On any given day the patrons of the shop range from nanas and their grandchildren to university students. The shop has something for everyone and for a range of beliefs.  A lot of the regulars and veteran shoppers were inherited from Little Mysteries when they closed, others have simply stumbled upon their little piece of witchy-heaven in the heart of Halifax.

But what kind of overlap is there between Halifax’s queer community and those who visit the shop? “All kinds!” Pamela had a smile in her voice when she said this. Often there is a hand-in-hand relationship between the queer community and the occult; “people who have their feet in both worlds”, she explained. The acceptance found within the queer community is complemented by that of the occult world because, when it comes down to it, it’s about the support of the community.
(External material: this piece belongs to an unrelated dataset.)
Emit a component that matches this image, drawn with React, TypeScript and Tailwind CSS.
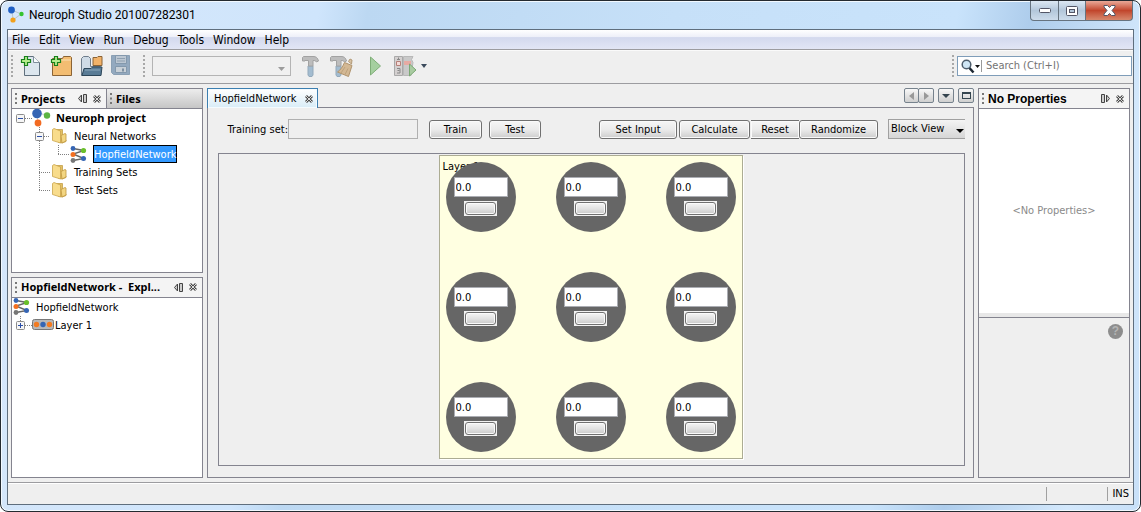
import type { ReactNode } from "react";

const menus = ["File", "Edit", "View", "Run", "Debug", "Tools", "Window", "Help"];
const neurons = [1, 2, 3, 4, 5, 6, 7, 8, 9];

function LogoIcon() {
  return (
    <svg width="18" height="18" viewBox="0 0 18 18" aria-hidden="true">
      <path d="M5 4 14 8 6 14Z" fill="none" stroke="#b9c6cf" />
      <circle cx="4.5" cy="4" r="3.4" fill="#1f5fc4" />
      <circle cx="14.5" cy="8" r="2.2" fill="#35c32f" />
      <circle cx="6" cy="14" r="2.6" fill="#f2a11c" />
    </svg>
  );
}

function ProjectIcon() {
  return (
    <svg width="20" height="20" viewBox="0 0 20 20" aria-hidden="true">
      <path d="M5 5 15 7M5 5 6 15" stroke="#c5cbd3" />
      <circle cx="5" cy="5.5" r="4.8" fill="#3565b4" />
      <circle cx="15" cy="7.5" r="3.2" fill="#5db544" />
      <circle cx="6" cy="15" r="3.4" fill="#f26a21" />
    </svg>
  );
}

function NetworkIcon() {
  return (
    <svg width="17" height="17" viewBox="0 0 17 17" aria-hidden="true">
      <path d="M3 2.5 14 4.5 3 8 14 12.5 3 14.5" fill="none" stroke="#666" strokeWidth="1.4" />
      <circle cx="3" cy="2.5" r="2.4" fill="#3565b4" />
      <circle cx="13.5" cy="4.5" r="2.6" fill="#6abf2b" />
      <circle cx="3" cy="8.5" r="2.5" fill="#f36f21" />
      <circle cx="13.5" cy="12.5" r="2.5" fill="#3565b4" />
      <circle cx="3" cy="14.5" r="2.4" fill="#777" />
    </svg>
  );
}

function FolderIcon() {
  return (
    <svg width="15" height="16" viewBox="0 0 15 16" aria-hidden="true">
      <path d="M4.5 1.5h6V12H14v1.5L10 15l-4-1z" fill="#e3bf62" stroke="#c49f4a" strokeWidth=".8" />
      <path d="M9 7.5l4-2 1 .5v7l-4 2z" fill="#f3d682" stroke="#bf9740" strokeWidth=".8" />
      <path d="M.5 1.5 2 .5 8.5 3v12l-8-2.5z" fill="#f8dc8c" stroke="#caa54c" strokeWidth=".8" />
    </svg>
  );
}

function LayerIcon() {
  return (
    <svg width="22" height="12" viewBox="0 0 22 12" aria-hidden="true">
      <rect x=".5" y=".5" width="21" height="10" rx="2" fill="#b8b8b8" stroke="#777" />
      <circle cx="4.5" cy="5.5" r="2.7" fill="#f37b21" />
      <circle cx="11" cy="5.5" r="2.7" fill="#3565b4" />
      <circle cx="17.5" cy="5.5" r="2.7" fill="#f37b21" />
    </svg>
  );
}

// Dotted guides of one tree row; x values are measured from the left edge of the tree.
function Guides({ width, lines, box, plus }: { width: number; lines: string; box?: number; plus?: boolean }) {
  const drawing = (
    <svg width={width} height="18" viewBox={`0 0 ${width} 18`} className="block shrink-0" aria-hidden="true">
      <path d={lines} fill="none" stroke="#808080" strokeDasharray="1 1" />
      {box !== undefined && (
        <g>
          <rect x={box + 0.5} y="5.5" width="8" height="8" rx="1" fill="#f6f6f6" stroke="#8c8c8c" />
          <path d={`M${box + 2} 9.5h5`} stroke="#2b4fa8" />
          {plus && <path d={`M${box + 4.5} 7v5`} stroke="#2b4fa8" />}
        </g>
      )}
    </svg>
  );
  if (box === undefined) return drawing;
  return (
    <button type="button" aria-label={plus ? "Expand" : "Collapse"} className="shrink-0">
      {drawing}
    </button>
  );
}

function Grip({ tall }: { tall?: boolean }) {
  return (
    <svg width="2" height={tall ? 23 : 11} className="shrink-0" aria-hidden="true">
      <path d={tall ? "M1 0v23" : "M1 0v11"} stroke={tall ? "#a8a8a8" : "#777"} strokeWidth="2" strokeDasharray={tall ? "2 2" : "2 2.5"} />
    </svg>
  );
}

function CloseMark() {
  return (
    <svg width="8" height="8" viewBox="0 0 8 8" aria-hidden="true">
      <path d="M1 1l6 6M7 1 1 7" stroke="#4a4a4a" strokeWidth="2.8" />
      <path d="M1 1l6 6M7 1 1 7" stroke="#eee" strokeWidth=".9" />
    </svg>
  );
}

function PinMark({ right }: { right?: boolean }) {
  return (
    <svg width="9" height="9" viewBox="0 0 9 9" aria-hidden="true">
      {right ? (
        <path d="M.5.5h3v8h-3zM5.5 1v7l3-3.5z" fill="#ccc" stroke="#444" />
      ) : (
        <path d="M8.5.5h-3v8h3zM3.5 1v7l-3-3.5z" fill="#ccc" stroke="#444" />
      )}
    </svg>
  );
}

function HeaderButtons({ right }: { right?: boolean }) {
  return (
    <span className="ml-auto flex items-center gap-1.5">
      <button type="button" aria-label="Minimize panel">
        <PinMark right={right} />
      </button>
      <button type="button" aria-label="Close panel">
        <CloseMark />
      </button>
    </span>
  );
}

function PlusPath() {
  return <path d="M4.5 1.5h3v3h3v3h-3v3h-3v-3h-3v-3h3z" fill="#b6ee8e" stroke="#17811a" strokeWidth="1.2" />;
}

function NewFileIcon() {
  return (
    <svg width="22" height="22" viewBox="0 0 22 22" aria-hidden="true">
      <path d="M4.5 1.5h9l6 6v13h-15z" fill="#dce6ee" stroke="#5f6f7d" />
      <path d="M13.5 1.5v6h6" fill="#f8fbfd" stroke="#7e8d9a" />
      <PlusPath />
    </svg>
  );
}

function NewProjectIcon() {
  return (
    <svg width="22" height="22" viewBox="0 0 22 22" aria-hidden="true">
      <path d="M2.5 3.5h10l1-2h7l1 1v18h-19z" fill="#f3bd72" stroke="#8a6335" />
      <path d="M3 5h18" stroke="#fbe0b4" />
      <PlusPath />
    </svg>
  );
}

function OpenIcon() {
  return (
    <svg width="23" height="22" viewBox="0 0 23 22" aria-hidden="true">
      <path d="M1.5 20.5v-17l2-2h5l2 2v8h10v9z" fill="#cfdbe6" stroke="#6d7c8b" />
      <path d="M13 2.5h4l1-1h4v9h-9z" fill="#f1b269" stroke="#8a6335" />
      <path d="M2 20.500 4 13.500h7l1.500-1.500H22l-1 8.500z" fill="#5a7c96" stroke="#2c4659" />
      <path d="M5 15h15" stroke="#8da9bd" />
    </svg>
  );
}

function SaveIcon() {
  return (
    <svg width="20" height="22" viewBox="0 0 20 22" aria-hidden="true">
      <path d="M.5.5h18v19h-16l-2-2z" fill="#93a9bf" stroke="#8ba0b4" />
      <path d="M4.5.5h11v8h-11z" fill="#bcc7d2" stroke="#8398ac" />
      <path d="M6 3.5h8M6 6h8" stroke="#8fa0b0" />
      <path d="M4.5 11.5h11v6h-11z" fill="#c8d0d7" stroke="#8398ac" />
      <path d="M11 13.5h2v3h-2z" fill="#7e90a2" />
    </svg>
  );
}

function HammerPath() {
  return (
    <g>
      <path d="M7 11h5v9l-1 1.500H8L7 20z" fill="#a3bcd0" stroke="#93a9bb" />
      <path d="M1.5 6V2.500l1-1H12c3 0 4.500 1 5.500 4.500L15.500 7C14.500 5.500 13.500 5.500 12 5.500V11H7.500V5.500H4V6z" fill="#bdbdbd" stroke="#a2a2a2" />
    </g>
  );
}

function BroomPath() {
  return (
    <g>
      <path d="M19.5 6.500l1.500-2.500 2 1-.5 4z" fill="#d8c2a4" stroke="#b39a78" />
      <path d="M15.5 7.5l7.500 3-3.500 11-11-4.500c3-2 5-5 7-9.500z" fill="#d3b894" stroke="#b0946e" />
      <path d="M12 18l4-6M16 19.500l3-6" stroke="#bda27d" />
    </g>
  );
}

function DebugIcon() {
  return (
    <svg width="23" height="22" viewBox="0 0 23 22" aria-hidden="true">
      <path d="M.5 1.500h8v19h-8z" fill="#d4d0d0" stroke="#a9a9a9" />
      <path d="M9.5 1.500H19l-1.500 3 1.500 3-2 13H9.500z" fill="#c9c9c9" stroke="#b8b8b8" />
      <path d="M10 6h7v4h-7z" fill="#e7aaa3" />
      <path d="M2.500 6.500h4v4h-4z" fill="#f3dcd9" stroke="#b77f78" />
      <path d="M4.500 2.500v2M3 4.500h3M3 13.500h3v4.500h-3M3.500 15.500h2" fill="none" stroke="#888" />
      <path d="M15.500 9l6.500 6-6.500 6z" fill="#a9cba1" stroke="#7ba974" />
    </svg>
  );
}

function ToolButton({ label, children, disabled }: { label: string; children: ReactNode; disabled?: boolean }) {
  return (
    <button type="button" aria-label={label} disabled={disabled} className="shrink-0">
      {children}
    </button>
  );
}

const pushButton =
  "h-[19px] rounded-[3px] border border-[#707070] bg-linear-to-b from-[#f6f6f6] via-[#ebebeb] via-50% to-[#cdcdcd] pt-px text-center leading-4 shadow-[inset_0_0_0_1px_#fafafa]";
const smallButton =
  "flex h-[15px] items-center justify-center rounded-[2px] border border-[#76828d] bg-linear-to-b from-[#f8f8f8] to-[#cfcfcf]";
const captionButton = "flex h-5 items-center justify-center border-x border-b border-[#66737f]";
const boldText = "font-['Noto_Sans',sans-serif] font-bold";
const treeRow = "flex h-[18px] items-center";
const treeText = "pt-0.5 leading-4";

function Neuron({ index }: { index: number }) {
  return (
    <div className="flex size-[70px] flex-col items-center gap-1 rounded-full bg-[#666] pt-[15px]">
      <input
        aria-label={`Neuron ${index} output`}
        defaultValue="0.0"
        className="h-5 w-[54px] border border-[#abadb3] bg-white px-px text-[11px] leading-4 outline-none"
      />
      <button type="button" aria-label={`Neuron ${index}`} className="h-[15px] w-[33px] bg-[#f2f2f2] p-px">
        <span className="block h-full rounded-[3px] border border-[#707070] bg-linear-to-b from-[#f4f4f4] via-[#e2e2e2] via-50% to-[#cacaca] shadow-[inset_0_0_0_1px_#fafafa]" />
      </button>
    </div>
  );
}

function TitleBar() {
  return (
    <header className="flex h-7 shrink-0 items-start">
      <div className="flex flex-1 items-center gap-1 pt-[5px] pl-1.5">
        <LogoIcon />
        <h1 className="font-[Roboto,sans-serif] text-[12px] leading-[18px]">Neuroph Studio 201007282301</h1>
      </div>
      <div className="mr-[7px] flex">
        <button type="button" aria-label="Minimize" className={`${captionButton} w-[29px] rounded-bl-[4px] bg-linear-to-b from-[#dce8f3] via-[#b3c7da] via-50% to-[#cddceb]`}>
          <svg width="12" height="5" aria-hidden="true">
            <rect x=".5" y=".5" width="11" height="4" rx="1" fill="#fff" stroke="#535666" />
          </svg>
        </button>
        <button type="button" aria-label="Maximize" className={`${captionButton} -ml-px w-7 bg-linear-to-b from-[#dce8f3] via-[#b3c7da] via-50% to-[#cddceb]`}>
          <svg width="12" height="10" aria-hidden="true">
            <rect x=".5" y=".5" width="11" height="9" rx="1" fill="#fff" stroke="#535666" />
            <rect x="3.5" y="3.5" width="5" height="3" fill="#b3c7da" stroke="#535666" />
          </svg>
        </button>
        <button type="button" aria-label="Close" className={`${captionButton} -ml-px w-12 rounded-br-[4px] bg-linear-to-b from-[#e9a898] via-[#c1452c] via-50% to-[#d6876c]`}>
          <svg width="13" height="11" viewBox="0 0 13 11" aria-hidden="true">
            <path d="M1 .5h3.500l2 2 2-2H12v1.500L9 5.500l3 3.500v1.500H8.500l-2-2-2 2H1V9l3-3.500L1 2z" fill="#fff" stroke="#535666" />
          </svg>
        </button>
      </div>
    </header>
  );
}

function Toolbar() {
  return (
    <div className="flex h-[34px] shrink-0 items-start border-b border-[#9c9ca0] pt-[5px] pr-px pl-[3px] shadow-[inset_0_1px_0_#fafafa]">
      <Grip tall />
      <div className="ml-[7px] flex gap-2">
        <ToolButton label="New File"><NewFileIcon /></ToolButton>
        <ToolButton label="New Project"><NewProjectIcon /></ToolButton>
        <ToolButton label="Open Project"><OpenIcon /></ToolButton>
        <ToolButton label="Save All" disabled><SaveIcon /></ToolButton>
      </div>
      <span className="ml-3">
        <Grip tall />
      </span>
      <div className="relative ml-[7px] w-[139px]">
        <select aria-label="Configuration" disabled className="mt-px block h-5 w-full appearance-none border border-[#b4b4b4] bg-[#f0f0f0]" />
        <svg width="7" height="4" className="absolute top-3 right-1.5" aria-hidden="true">
          <path d="M0 0h7L3.5 4z" fill="#9c9c9c" />
        </svg>
      </div>
      <div className="ml-2.5 flex items-start">
        <ToolButton label="Build" disabled>
          <svg width="20" height="23" aria-hidden="true"><HammerPath /></svg>
        </ToolButton>
        <span className="ml-2 flex">
          <ToolButton label="Clean and Build" disabled>
            <svg width="25" height="23" aria-hidden="true">
              <HammerPath />
              <BroomPath />
            </svg>
          </ToolButton>
        </span>
        <span className="ml-[15px] flex">
          <ToolButton label="Run" disabled>
            <svg width="13" height="22" aria-hidden="true">
              <path d="M1.500 2v18L11.500 11z" fill="#a5cf9f" stroke="#7fae78" />
            </svg>
          </ToolButton>
        </span>
        <span className="ml-3 flex items-center gap-1">
          <ToolButton label="Debug" disabled><DebugIcon /></ToolButton>
          <button type="button" aria-label="Debug options">
            <svg width="7" height="4" aria-hidden="true"><path d="M0 0h6L3 4z" fill="#3b4a5c" /></svg>
          </button>
        </span>
      </div>
      <div className="ml-auto flex items-start gap-[3px]">
        <Grip tall />
        <label className="mt-px flex h-5 w-[175px] items-center border border-[#7f9db9] bg-white pl-[3px]">
          <svg width="20" height="15" viewBox="0 0 20 15" aria-label="Search" role="img">
            <path d="M8 8.500 12.500 13.500" stroke="#1c2732" strokeWidth="2.500" />
            <circle cx="5.500" cy="5.500" r="4.300" fill="#cfe6f5" stroke="#4d5d6c" strokeWidth="1.500" />
            <path d="M14 6h5l-2.500 3z" fill="#111" />
          </svg>
          <span className="h-3 w-px bg-[#9a9a9a]" />
          <input placeholder="Search (Ctrl+I)" className="min-w-0 flex-1 pl-1 leading-4 outline-none placeholder:text-[#737373]" />
        </label>
      </div>
    </div>
  );
}

function ProjectsPanel() {
  return (
    <section className="flex min-h-0 flex-[185] flex-col border border-[#84848f] bg-white">
      <div className={`${boldText} flex h-5 shrink-0 border-b border-[#84848f]`}>
        <div className="flex w-[95px] items-center gap-1 border-r border-[#84848f] bg-[#f4f4f4] pr-[5px] pl-[3px]">
          <Grip />
          <h2>Projects</h2>
          <HeaderButtons />
        </div>
        <div className="flex flex-1 items-center gap-1 bg-linear-to-b from-[#ededed] to-[#c6c6c6] px-[3px]">
          <Grip />
          <h2>Files</h2>
        </div>
      </div>
      <ul>
        <li className={treeRow}>
          <Guides width={20} lines="M13 9.5h7" box={4} />
          <ProjectIcon />
          <span className={`${boldText} ml-1`}>Neuroph project</span>
        </li>
        <li className={treeRow}>
          <Guides width={40} lines="M27.5 0v18M32 9.5h6" box={23} />
          <FolderIcon />
          <span className={`${treeText} ml-[7px]`}>Neural Networks</span>
        </li>
        <li className={treeRow}>
          <Guides width={58} lines="M27.5 0v18M46.5 0v10M46 9.5h12" />
          <NetworkIcon />
          <span className="ml-1.5 h-[18px] border border-black bg-[#3399ff] leading-[17px] text-white">HopfieldNetwork</span>
        </li>
        <li className={treeRow}>
          <Guides width={40} lines="M27.5 0v18M27 9.5h11" />
          <FolderIcon />
          <span className={`${treeText} ml-[7px]`}>Training Sets</span>
        </li>
        <li className={treeRow}>
          <Guides width={40} lines="M27.5 0v10M27 9.5h11" />
          <FolderIcon />
          <span className={`${treeText} ml-[7px]`}>Test Sets</span>
        </li>
      </ul>
    </section>
  );
}

function ExplorerPanel() {
  return (
    <section className="flex min-h-0 flex-[202] flex-col border border-[#84848f] bg-white">
      <div className={`${boldText} flex h-5 shrink-0 items-center gap-1 border-b border-[#84848f] bg-[#f4f4f4] pr-[5px] pl-[3px]`}>
        <Grip />
        <h2 className="whitespace-pre">HopfieldNetwork -  Expl...</h2>
        <HeaderButtons />
      </div>
      <ul>
        <li className={`${treeRow} pl-px`}>
          <NetworkIcon />
          <span className={`${treeText} ml-1.5`}>HopfieldNetwork</span>
        </li>
        <li className={treeRow}>
          <Guides width={20} lines="M8.5 0v5M13 9.5h7" box={4} plus />
          <LayerIcon />
          <span className={`${treeText} ml-px`}>Layer 1</span>
        </li>
      </ul>
    </section>
  );
}

function Editor() {
  return (
    <main className="flex min-w-0 flex-1 flex-col">
      <div className="flex h-[19px] shrink-0 items-start">
        <div className="z-10 flex h-5 w-[111px] items-center border border-b-0 border-[#3c7fb1] bg-linear-to-b from-white to-[#d8ecf7] pr-1 pl-1.5 shadow-[inset_0_0_0_1px_#f4fbff]">
          <span>HopfieldNetwork</span>
          <button type="button" aria-label="Close tab" className="ml-auto">
            <CloseMark />
          </button>
        </div>
        <div className="ml-auto flex gap-1">
          <div className="flex">
            <button type="button" aria-label="Scroll left" disabled className={`${smallButton} w-[15px]`}>
              <svg width="5" height="8" aria-hidden="true"><path d="M5 0v8L0 4z" fill="#999" /></svg>
            </button>
            <button type="button" aria-label="Scroll right" disabled className={`${smallButton} -ml-px w-4`}>
              <svg width="5" height="8" aria-hidden="true"><path d="M0 0v8l5-4z" fill="#999" /></svg>
            </button>
          </div>
          <button type="button" aria-label="Documents" className={`${smallButton} w-4`}>
            <svg width="8" height="4" aria-hidden="true"><path d="M0 0h8L4 4z" fill="#35454f" /></svg>
          </button>
          <button type="button" aria-label="Maximize editor" className={`${smallButton} w-4`}>
            <svg width="9" height="7" aria-hidden="true">
              <rect x=".5" y="1" width="8" height="5.5" fill="none" stroke="#35454f" />
              <path d="M0 1h9" stroke="#35454f" strokeWidth="2" />
            </svg>
          </button>
        </div>
      </div>
      <div className="flex min-h-0 flex-1 flex-col border border-[#84848f] pr-2 pb-[11px] pl-2.5">
        <div className="mt-[11px] flex items-center">
          <label htmlFor="training-set" className={`${treeText} w-[70px] text-right whitespace-nowrap`}>Training set:</label>
          <input id="training-set" disabled className="h-5 w-[130px] border border-[#b0b0b0] bg-[#efefef]" />
          <button type="button" className={`${pushButton} ml-[11px] w-[53px]`}>Train</button>
          <button type="button" className={`${pushButton} ml-[7px] w-[52px]`}>Test</button>
          <div className="ml-auto flex items-center">
            <button type="button" className={`${pushButton} w-[78px]`}>Set Input</button>
            <button type="button" className={`${pushButton} ml-0.5 w-[71px]`}>Calculate</button>
            <button type="button" className={`${pushButton} ml-px w-12 rounded-none border-x-0`}>Reset</button>
            <button type="button" className={`${pushButton} w-[79px]`}>Randomize</button>
            <div className="relative ml-2.5 w-[77px]">
              <select aria-label="View mode" className="block h-5 w-full appearance-none rounded-none border border-r-0 border-[#a0a0a0] bg-linear-to-b from-[#f4f4f4] to-[#d6d6d6] pl-0.5 leading-4">
                <option>Block View</option>
              </select>
              <svg width="8" height="4" className="pointer-events-none absolute top-2.5 right-px" aria-hidden="true">
                <path d="M0 0h8L4 4z" fill="#000" />
              </svg>
            </div>
          </div>
        </div>
        <div className="mt-3.5 flex min-h-0 flex-1 items-start justify-center border border-[#84848f] pt-px pr-0.5">
          <div className="relative mb-2 border border-[#acac93] bg-[#ffffe1] p-1.5 shadow-[1px_1px_0_#fff]">
            <span className="absolute top-[3px] left-[3px]">Layer 1</span>
            <div className="relative grid grid-cols-3 gap-10">
              {neurons.map((n) => (
                <Neuron key={n} index={n} />
              ))}
            </div>
          </div>
        </div>
      </div>
    </main>
  );
}

function PropertiesPanel() {
  return (
    <aside className="flex w-[152px] shrink-0 flex-col border border-[#84848f]">
      <div className="flex h-5 shrink-0 items-center gap-1 border-b border-[#84848f] bg-[#f4f4f4] pr-[5px] pl-[3px]">
        <Grip />
        <h2 className="font-['Liberation_Sans',sans-serif] text-[12px] font-bold">No Properties</h2>
        <HeaderButtons right />
      </div>
      <div className="flex flex-[213] items-center justify-center border-b-4 border-[#e8e8e8] bg-white text-[#8a8a8a]">
        &lt;No Properties&gt;
      </div>
      <div className="flex flex-[153] items-start justify-end border-t border-[#84848f] p-1.5">
        <button type="button" aria-label="Help" className="size-[15px] rounded-full bg-[#8d8d8d] font-['Liberation_Sans',sans-serif] text-[12px] leading-[15px] font-bold text-[#b4b4b4]">
          ?
        </button>
      </div>
    </aside>
  );
}

export default function App() {
  return (
    <div className="h-screen bg-white">
      <div className="flex h-full flex-col rounded-lg border border-[#242a30] bg-[linear-gradient(100deg,#d6e7fa_0%,#cfe5fc_26%,#bcd8f2_30%,#c6e0f8_55%,#c9e3fb_78%,#aecdec_84%,#d3e8fc_94%,#c8e0f8_100%)] font-['DejaVu_Sans_Condensed','Noto_Sans',sans-serif] text-[11px] leading-4 text-black shadow-[inset_0_0_0_1px_#f2f9ff]">
        <TitleBar />
        <div className="mx-1.5 mb-1.5 flex min-h-0 flex-1 flex-col border border-[#5f6e7d] bg-[#efefef]">
          <nav className="flex h-5 shrink-0 items-center gap-[9px] border-b border-[#9c9ca0] bg-[linear-gradient(#fff,#eef0f9_35%,#d3d9ee_40%,#e2e6f5)] pl-1 text-[12px]">
            {menus.map((menu) => (
              <button key={menu} type="button">
                {menu}
              </button>
            ))}
          </nav>
          <Toolbar />
          <div className="flex min-h-0 flex-1 gap-1 px-[3px] py-1">
            <div className="flex w-48 shrink-0 flex-col gap-1">
              <ProjectsPanel />
              <ExplorerPanel />
            </div>
            <Editor />
            <PropertiesPanel />
          </div>
          <footer className="flex h-[22px] shrink-0 items-center justify-end border-t border-[#9c9ca0] pr-1 shadow-[inset_0_1px_0_#fff]">
            <span className="h-3.5 w-[61px] border-l border-[#a0a0a0]" />
            <span className="h-3.5 border-l border-[#a0a0a0] pl-1 leading-3.5">INS</span>
          </footer>
        </div>
      </div>
    </div>
  );
}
When asked about the general feeling of the people who enter the store, Pamela laughed and said that the witch hat on the door was a giveaway as to what was inside: if people aren’t comfortable with it, then they don’t come in. And for anyone wishing to spread hatred: “a healthy fear of witchcraft keeps them away”.

So, what’s next for the little shop on Queen Street? A big move! In early 2024, The Neighbourhood Witch is moving into the old home of Little Mysteries on Barrington Street which is “just as haunted”, Pamela assured me. The move is not one that she sought out, however. The building that houses the shop currently is being torn down, despite the attempt to have historical property status approved for the site. Taking these older buildings down “robs the city of character”, she said sadly. The silver lining Pamela noted was that the building on Barrington Street is only 10 years younger than their current haunt and she and her staff can continue serving the community of Halifax. Until the move, you can visit Pamela and her staff at the shop at 1526 Queen Street seven days a week, between 12 p.m. and 6 p.m.